*Dataset extract*.

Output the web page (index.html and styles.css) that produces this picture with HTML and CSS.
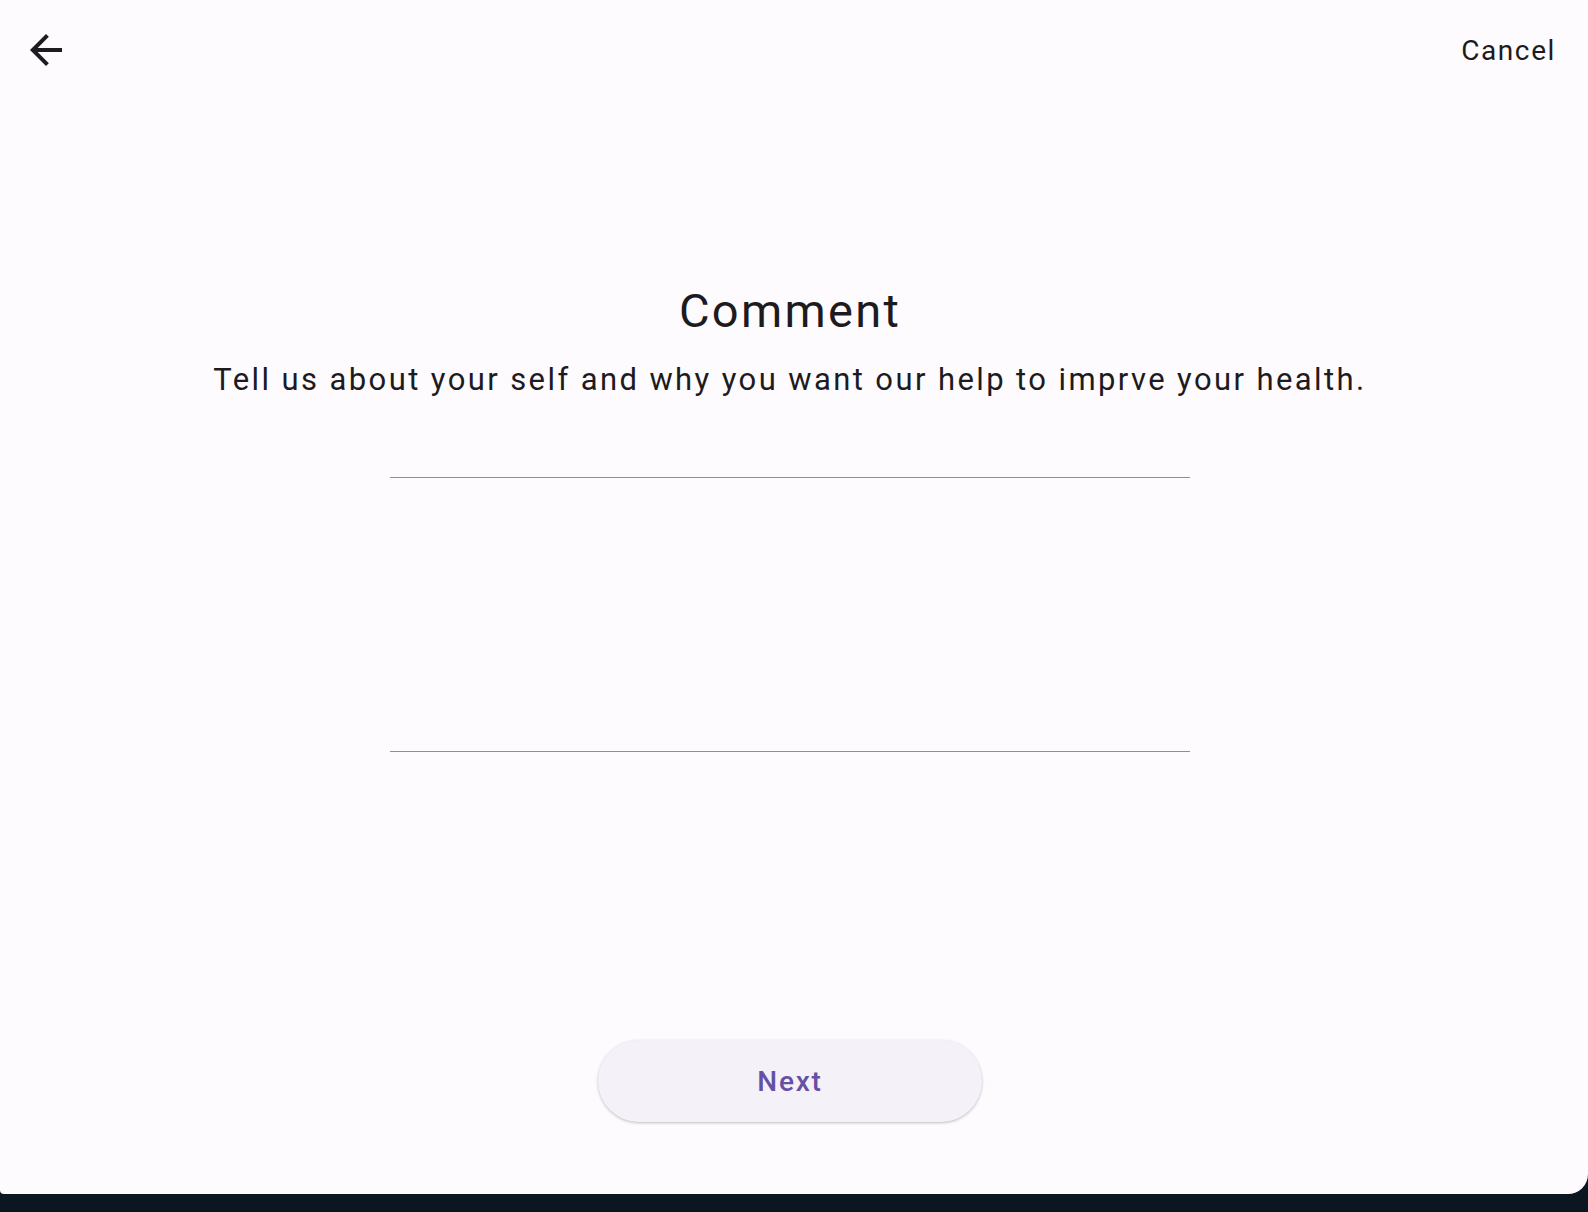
FILE: index.html
```html
<!DOCTYPE html>
<html lang="en">
<head>
<meta charset="utf-8">
<title>Comment</title>
<link rel="stylesheet" href="styles.css">
</head>
<body>
<div class="app">
  <header class="topbar">
    <button class="back" aria-label="Back">
      <svg viewBox="0 0 24 24" width="48" height="48"><path d="M20 11H7.83l5.59-5.59L12 4l-8 8 8 8 1.41-1.41L7.83 13H20v-2z" fill="#1d1b20"/></svg>
    </button>
    <span class="cancel">Cancel</span>
  </header>
  <main class="content">
    <h1 class="title">Comment</h1>
    <p class="subtitle">Tell us about your self and why you want our help to imprve your health.</p>
    <div class="field"></div>
    <div class="spacer"></div>
    <button class="next">Next</button>
  </main>
</div>
</body>
</html>
```

FILE: styles.css
```css
html, body {
  margin: 0;
  padding: 0;
}
body {
  background: #0c1620;
  height: 1212px;
  font-family: Roboto, "Noto Sans", sans-serif;
}
.app {
  height: 1194px;
  background: #fdfbfe;
  border-radius: 0 0 20px 4px;
  display: flex;
  flex-direction: column;
}
.topbar {
  height: 100px;
  display: flex;
  align-items: center;
  justify-content: space-between;
  padding: 0 32px 0 22px;
}
.back {
  width: 48px;
  height: 48px;
  padding: 0;
  border: 0;
  background: none;
  display: flex;
}
.cancel {
  font-size: 28px;
  letter-spacing: 1.6px;
  color: #1d1b20;
}
.content {
  flex: 1;
  display: flex;
  flex-direction: column;
  align-items: center;
  padding-right: 8px;
}
.title {
  margin: 183px 0 0;
  font-size: 47px;
  line-height: 56px;
  font-weight: 400;
  letter-spacing: 2.3px;
  color: #1d1b20;
}
.subtitle {
  margin: 21px 0 0;
  font-size: 31px;
  line-height: 40px;
  letter-spacing: 2.4px;
  color: #1d1b20;
}
.field {
  margin-top: 77px;
  width: 800px;
  height: 273px;
  border-top: 1px solid #908e93;
  border-bottom: 1px solid #908e93;
}
.spacer {
  flex: 1;
}
.next {
  width: 384px;
  height: 82px;
  margin-bottom: 72px;
  border: 0;
  border-radius: 41px;
  background: #f4f1f8;
  box-shadow: 0 1px 3px rgba(0,0,0,0.25);
  font-family: Roboto, "Noto Sans", sans-serif;
  font-size: 28px;
  font-weight: 500;
  letter-spacing: 1.8px;
  color: #6650a4;
}
```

*Problem statement*.
Quote the data above in full and without alteration; skip the pictures.

*Result for this exercise*.
Output the web page (index.html and styles.css) that produces this picture with HTML and CSS.
FILE: index.html
```html
<!DOCTYPE html>
<html lang="en">
<head>
<meta charset="utf-8">
<title>Comment</title>
<link rel="stylesheet" href="styles.css">
</head>
<body>
<div class="app">
  <header class="topbar">
    <button class="back" aria-label="Back">
      <svg viewBox="0 0 24 24" width="48" height="48"><path d="M20 11H7.83l5.59-5.59L12 4l-8 8 8 8 1.41-1.41L7.83 13H20v-2z" fill="#1d1b20"/></svg>
    </button>
    <span class="cancel">Cancel</span>
  </header>
  <main class="content">
    <h1 class="title">Comment</h1>
    <p class="subtitle">Tell us about your self and why you want our help to imprve your health.</p>
    <div class="field"></div>
    <div class="spacer"></div>
    <button class="next">Next</button>
  </main>
</div>
</body>
</html>
```

FILE: styles.css
```css
html, body {
  margin: 0;
  padding: 0;
}
body {
  background: #0c1620;
  height: 1212px;
  font-family: Roboto, "Noto Sans", sans-serif;
}
.app {
  height: 1194px;
  background: #fdfbfe;
  border-radius: 0 0 20px 4px;
  display: flex;
  flex-direction: column;
}
.topbar {
  height: 100px;
  display: flex;
  align-items: center;
  justify-content: space-between;
  padding: 0 32px 0 22px;
}
.back {
  width: 48px;
  height: 48px;
  padding: 0;
  border: 0;
  background: none;
  display: flex;
}
.cancel {
  font-size: 28px;
  letter-spacing: 1.6px;
  color: #1d1b20;
}
.content {
  flex: 1;
  display: flex;
  flex-direction: column;
  align-items: center;
  padding-right: 8px;
}
.title {
  margin: 183px 0 0;
  font-size: 47px;
  line-height: 56px;
  font-weight: 400;
  letter-spacing: 2.3px;
  color: #1d1b20;
}
.subtitle {
  margin: 21px 0 0;
  font-size: 31px;
  line-height: 40px;
  letter-spacing: 2.4px;
  color: #1d1b20;
}
.field {
  margin-top: 77px;
  width: 800px;
  height: 273px;
  border-top: 1px solid #908e93;
  border-bottom: 1px solid #908e93;
}
.spacer {
  flex: 1;
}
.next {
  width: 384px;
  height: 82px;
  margin-bottom: 72px;
  border: 0;
  border-radius: 41px;
  background: #f4f1f8;
  box-shadow: 0 1px 3px rgba(0,0,0,0.25);
  font-family: Roboto, "Noto Sans", sans-serif;
  font-size: 28px;
  font-weight: 500;
  letter-spacing: 1.8px;
  color: #6650a4;
}
```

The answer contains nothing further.